Once the crowd settled down, Stewart read his version of Trump’s next “executive order.”

“By the authority vested in me by the Constitution, I, Donald J. Jonah Jameson Trump, hereby direct that to secure our border, China shall immediately and without hesitation send us their wall,” Stewart said, slipping into a Trump accent. “Done, boom. Done. Boom. Done. Boom. Done. China’s wall, sent to us, boom. Done.”

“How then do we get Mexico pay for it?” Colbert asked.

“This is the genius, Stephen!” Stewart said. “When the wall arrives at the Southern border, we shut the lights, we pretend we’re not home. It’s C.O.D. Mexico has to sign for it. Boom, they pay for it, done.”

Stewart moved on to the next order: “I, Donald J. Lincoln Kennedy Trump III, do pronounce America now finally has an official language . . . the new official language of the United States is [expletive].”

He paused for the audience to cheer. “I, Donald J. Trump have instructed my staff to speak only in [expletive]. By the way, none of that ‘Sure, I’m gonna talk [expletive] at work, but at home I’m going to use facts and real information.’ No. [Expletive], all the time, immersion, it’s the only way to be fluent.”

On the final “executive order,” Stewart turned serious, as he mostly looked directly into the camera:

“I, Donald J. Trump, do declare by executive order that I, Donald J. Trump, am exhausting.
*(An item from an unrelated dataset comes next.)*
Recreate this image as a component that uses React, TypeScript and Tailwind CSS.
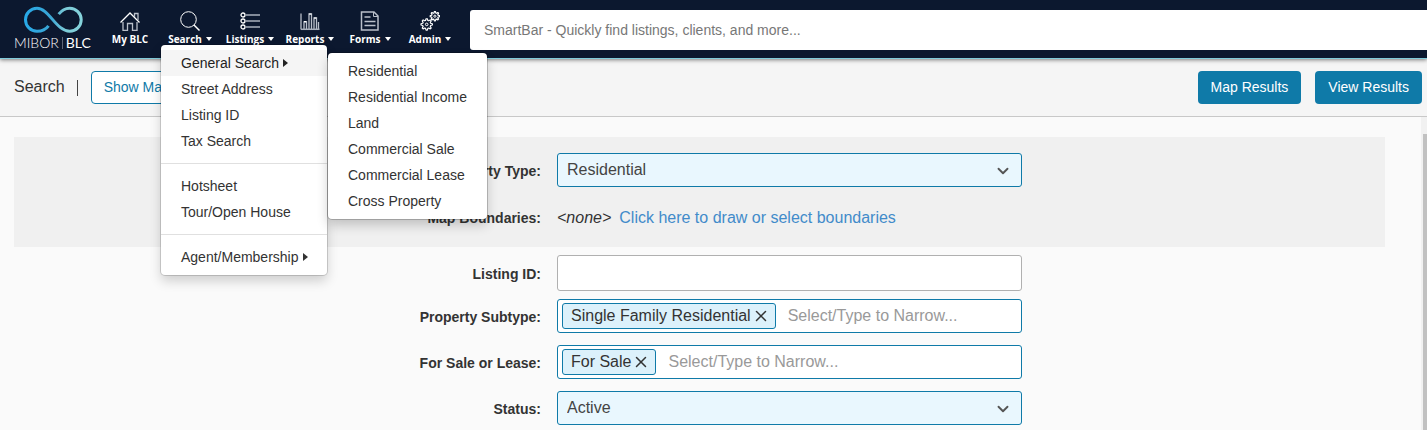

It has been 11 days, Stephen. Eleven f—- days. Eleven! The presidency is supposed to age the president, not the public.

The reason that I, Donald J. Trump, am exhausting is that every instinct and fiber of my pathological self-regard calls me to abuse of power. . . . I, Donald J. Trump, want – no, deserve – not just your respect but your adoration. Parades with the tanks and the synchronized dancing. And why can’t they train 10,000 doves to spell out ‘Trump’ in the clouds? How hard can it be, they’re already flying!

I, Donald J. Trump, am exhausting because it is going to take relentless stamina, vigilance, and every institutional check and balance this great country can muster to keep me, Donald J. Trump, from going full Palpatine with the lightning coming out of the fingertips, and the ‘fear leads to anger, anger leads to hate.’

We have never faced this before: purposeful, vindictive chaos. But perhaps therein lies the saving grace of my, Donald J. Trump’s, presidency. No one action will be adequate. All actions will be necessary. And if we do not allow Donald Trump to exhaust our fight and somehow come through this presidency calamity-less and constitutionally, partially intact, then I, Donald J Trump, will have demonstrated the greatness of America – just not the way I thought I was gonna.”